I used a wire brush on a drill motor to get the rust off and roughen the surface.

Type 65 Coupe side exhaust pipes painted with silver BBQ paint – I think it looks OK.
The BBQ paint is a bit soft, I think this is because it needs to expand and contract when heated and cooled. But it will be easy and cheap to touch up.
I am not sure what the final exhaust side pipe color will be, so I sprayed three coats of the silver on just to prevent further rusting. I may change the color to black, since I want the main body to be white.
I did manage to mount the pre-filter for the fuel system. My 302 is fuel injected with an MSD Atomic EFI system, and came with most of the parts, including the fuel filters, hose, and external fuel pump. The first filter mounts where the Factory Five fuel filter is located, near the quad shock mount on the right side of the chassis. The MSD-supplied filter is smaller than the one supplied in the kit, so I had to figure out how to mount it. I am using a pair of electrical conduit clips to mount the first filter, as shown.

Electrical conduit clips are used to mount the first fuel filter to the chassis
The fuel pump will mount to the bottom of the Factory Five Metal battery box. If you have IRS and want to use the same box, you must modify the battery box slightly, as mentioned in an earlier post. In addition, you will have to figure out how to make the battery box removable, since it will block the differential filler plug.
I will be mounting the battery box with nuts and bolts, and mount it so that it can tilt upwards for access to the rear end filler plug. More details and pictures will follow when I get to that chore. Here’s a sneak peek at where the external fuel pump will be mounted.

Type 65 Coupe with IRS – battery box and external fuel pump mounting location
I should have done more homework on this part of the build process, since Factory Five Racing tells us they do not include the fuel system. This makes sense since it will depend on the engine. I have a 302 with an MSD Atomic EFI system, and it came with the (external) fuel pump and filters.
So now I have to figure out how to get from the fuel tank output tube to the first fuel filter, then to the pump and then to the EFI unit. I decided to install a return fuel line, based on the information in the MSD instructions, I hope this extra effort will be worth it.
I will make access holes and hatches for the fuel pump and filter, as well the rear suspension components and tali lights – this should make maintenance and repair easier.
Here are some pictures of the work done today.

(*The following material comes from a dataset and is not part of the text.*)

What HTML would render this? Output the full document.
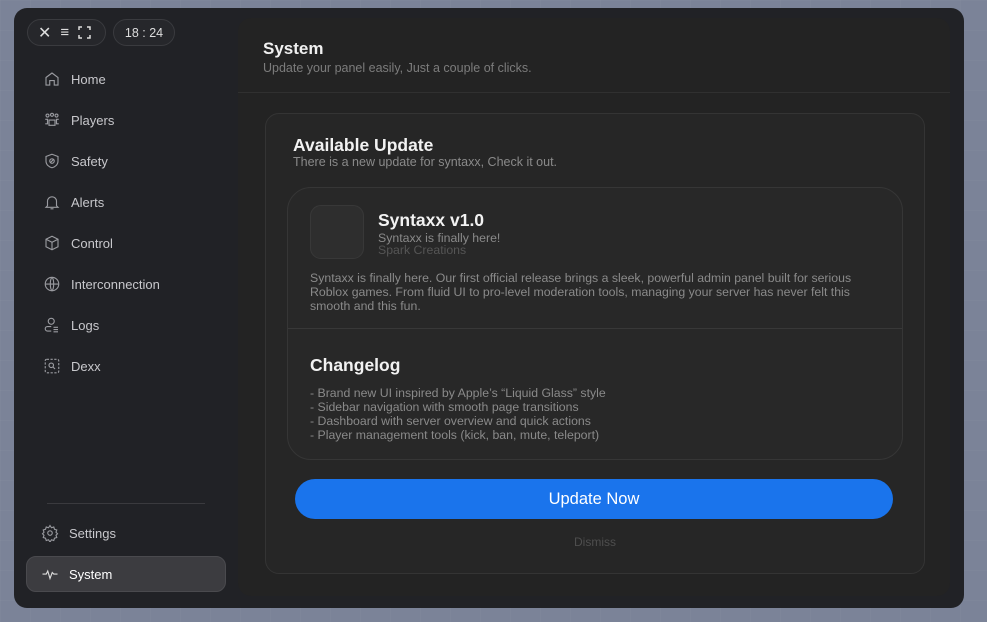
<!DOCTYPE html>
<html><head><meta charset="utf-8"><style>
*{box-sizing:border-box;margin:0;padding:0}
body{width:987px;height:622px;overflow:hidden;font-family:"Liberation Sans",sans-serif;
background:#7b8398;background-image:linear-gradient(90deg,rgba(255,255,255,.025) 1px,transparent 1px),linear-gradient(rgba(255,255,255,.025) 1px,transparent 1px);background-size:30px 30px;position:relative}
.win{position:absolute;left:14px;top:8px;width:950px;height:600px;background:#212226;border-radius:13px}
.pill{position:absolute;top:11px;height:27px;border:1px solid #3a3b3f;border-radius:14px;background:#26272b;color:#ddd;font-size:12.5px;display:flex;align-items:center;gap:9px;padding:0 10px}
.nav{position:absolute;left:29px;display:flex;align-items:center;gap:10px;color:#c8c8cc;font-size:13px}
.nav svg{width:18px;height:18px;stroke:#9a9ba0;fill:none;stroke-width:1.5}
.main{position:absolute;left:224px;top:10px;width:712px;height:578px;background:#232323;border-radius:13px;overflow:hidden}
.hdr{height:75px;border-bottom:1px solid #303030;padding:21px 0 0 25px}
.hdr h1{font-size:17px;color:#f0f0f0;font-weight:bold}
.hdr p{font-size:12.5px;color:#7c7c7c;margin-top:2px}
.card{position:absolute;left:27px;top:95px;width:660px;height:461px;border:1px solid #343434;border-radius:14px;background:#262626}
.card h2{position:absolute;left:27px;top:21px;font-size:17.5px;color:#f2f2f2;font-weight:bold}
.card .sub{position:absolute;left:27px;top:41px;font-size:12.5px;color:#8a8a8a}
.inner{position:absolute;left:21px;top:73px;width:616px;height:273px;border:1px solid #363636;border-radius:24px;background:#282828;overflow:hidden}
.icon{position:absolute;left:22px;top:17px;width:54px;height:54px;border-radius:11px;background:#2e2e2e;border:1px solid #383838}
.t{position:absolute;color:#f2f2f2;font-weight:bold}
.g{position:absolute;font-size:12.3px;color:#858585;line-height:14px}
.btn{position:absolute;left:29px;top:365px;width:598px;height:40px;border-radius:20px;background:#1a74ec;color:#fff;font-size:16.5px;display:flex;align-items:center;justify-content:center}
</style></head><body>
<div class="win">
<div class="pill" style="left:13px;width:79px"><span style="font-size:16px">✕</span><span style="font-size:15px">≡</span><svg width="13" height="13" viewBox="0 0 13 13" fill="none" stroke="#ddd" stroke-width="1.5"><path d="M1 4V1h3M9 1h3v3M12 9v3H9M4 12H1V9"/></svg></div>
<div class="pill" style="left:99px;width:62px;justify-content:center">18 : 24</div>

<div class="nav" style="top:62px"><svg viewBox="0 0 24 24"><path d="M4 10l8-6 8 6v10H15v-6H9v6H4z"/></svg>Home</div>
<div class="nav" style="top:103px"><svg viewBox="0 0 24 24"><circle cx="6" cy="6" r="2"/><circle cx="12" cy="5" r="2"/><circle cx="18" cy="6" r="2"/><path d="M8 12h8v7H8zM3 11h3v6H3M21 11h-3v6h3"/></svg>Players</div>
<div class="nav" style="top:144px"><svg viewBox="0 0 24 24"><path d="M12 3l8 3v6c0 5-4 8-8 9-4-1-8-4-8-9V6z"/><circle cx="12" cy="12" r="3"/><path d="M10 14l4-4"/></svg>Safety</div>
<div class="nav" style="top:185px"><svg viewBox="0 0 24 24"><path d="M6 17V11a6 6 0 0112 0v6l2 2H4zM10 21h4"/></svg>Alerts</div>
<div class="nav" style="top:226px"><svg viewBox="0 0 24 24"><path d="M12 3l8 4v10l-8 4-8-4V7zM4 7l8 4 8-4M12 11v10"/></svg>Control</div>
<div class="nav" style="top:267px"><svg viewBox="0 0 24 24"><circle cx="12" cy="12" r="9"/><path d="M3 12h18M12 3c3 3 3 15 0 18M12 3c-3 3-3 15 0 18"/></svg>Interconnection</div>
<div class="nav" style="top:308px"><svg viewBox="0 0 24 24"><circle cx="11" cy="7" r="4"/><path d="M11 14H6a3 3 0 000 6h5M14 15h6M14 18h6M14 21h6"/></svg>Logs</div>
<div class="nav" style="top:349px"><svg viewBox="0 0 24 24" stroke-dasharray="3 2"><rect x="3" y="3" width="18" height="18" rx="2"/><circle cx="11" cy="11" r="3" stroke-dasharray="none"/><path d="M13 13l3 3" stroke-dasharray="none"/></svg>Dexx</div>

<div style="position:absolute;left:33px;top:495px;width:158px;height:1px;background:#3a3a3e"></div>
<div class="nav" style="top:516px;left:27px"><svg viewBox="0 0 24 24"><circle cx="12" cy="12" r="3"/><path d="M12 2l2 3 3-1 1 3 3 1-1 3 2 2-2 2 1 3-3 1-1 3-3-1-2 3-2-3-3 1-1-3-3-1 1-3-2-2 2-2-1-3 3-1 1-3 3 1z"/></svg>Settings</div>
<div style="position:absolute;left:12px;top:548px;width:200px;height:36px;border-radius:10px;background:#3c3c40;border:1px solid #4a4a4e"></div>
<div class="nav" style="top:557px;left:27px;color:#fff"><svg viewBox="0 0 24 24" style="stroke:#ddd"><path d="M2 12h5l2-4 3 10 3-8 2 2h5"/></svg>System</div>

<div class="main">
<div class="hdr"><h1>System</h1><p>Update your panel easily, Just a couple of clicks.</p></div>
<div class="card">
<h2>Available Update</h2>
<div class="sub">There is a new update for syntaxx, Check it out.</div>
<div class="inner">
<div class="icon"></div>
<div class="t" style="left:90px;top:22px;font-size:17.5px">Syntaxx v1.0</div>
<div class="g" style="left:90px;top:43px;color:#8a8a8a">Syntaxx is finally here!</div>
<div class="g" style="left:90px;top:55px;color:#555">Spark Creations</div>
<div class="g" style="left:22px;top:83px;width:566px;color:#8a8a8a">Syntaxx is finally here. Our first official release brings a sleek, powerful admin panel built for serious Roblox games. From fluid UI to pro-level moderation tools, managing your server has never felt this smooth and this fun.</div>
<div style="position:absolute;left:0;top:140px;width:100%;height:1px;background:#383838"></div>
<div class="t" style="left:22px;top:167px;font-size:17.5px">Changelog</div>
<div class="g" style="left:22px;top:198px;color:#8a8a8a">- Brand new UI inspired by Apple’s “Liquid Glass” style<br>- Sidebar navigation with smooth page transitions<br>- Dashboard with server overview and quick actions<br>- Player management tools (kick, ban, mute, teleport)</div>
</div>
<div class="btn">Update Now</div>
<div style="position:absolute;left:0;width:100%;top:421px;text-align:center;font-size:12px;color:#4e4e4e">Dismiss</div>
</div>
</div>
</div>
</body></html>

Type 65 Coupe fuel pump possible location. This is the external pump that came with the MSD Atomic EFI kit. The first fuel filter will mount to the battery box.

Using CAD – cardboard aided design, the fuel pump mounting plate is taking shape.

Here is the fuel pump in its possible location.

The cardboard template is transferred to aluminum. The mounting plate is almost a quarter-inch thick, so it will be nice and sturdy. This piece will be drilled and painted later.
By the way – the fuel tank is still not in its final location – the right side mounting bolts are not long enough. I may just get a length of all-thread and make my own bolt for that side. The left side seems to be OK. Next on the “To Do” list is fill and bleed the brake system.
I painted and installed the slightly modified battery box from FFMetal this past weekend. Just to be different, I decided to paint the box white on the inside and black on the outside.
As you recall from my previous Coupe update, the battery box fits very tightly into the chassis – and I figured out a way to install the battery box without scratching up the paint – the trick is to install and build the box piece-by-piece into the chassis space. In other words, do not assemble the battery box and then mount it into the chassis – instead, build the box into the chassis.
NOTE: By building the battery box into the chassis, adjusting one side of the box inward (as described in my previous battery box notes) may not be necessary. Try a dry-fit before you drill the side of the box to change the dimension slightly.
This is actually easy to do, but difficult to explain. Here are some pictures of the freshly-painted battery box installation:

FFMetal battery box for the Type 65 Coupe – the individual parts are inserted into the frame one piece at a time, Cleco-ed into place, and then riveted. (Left side view.)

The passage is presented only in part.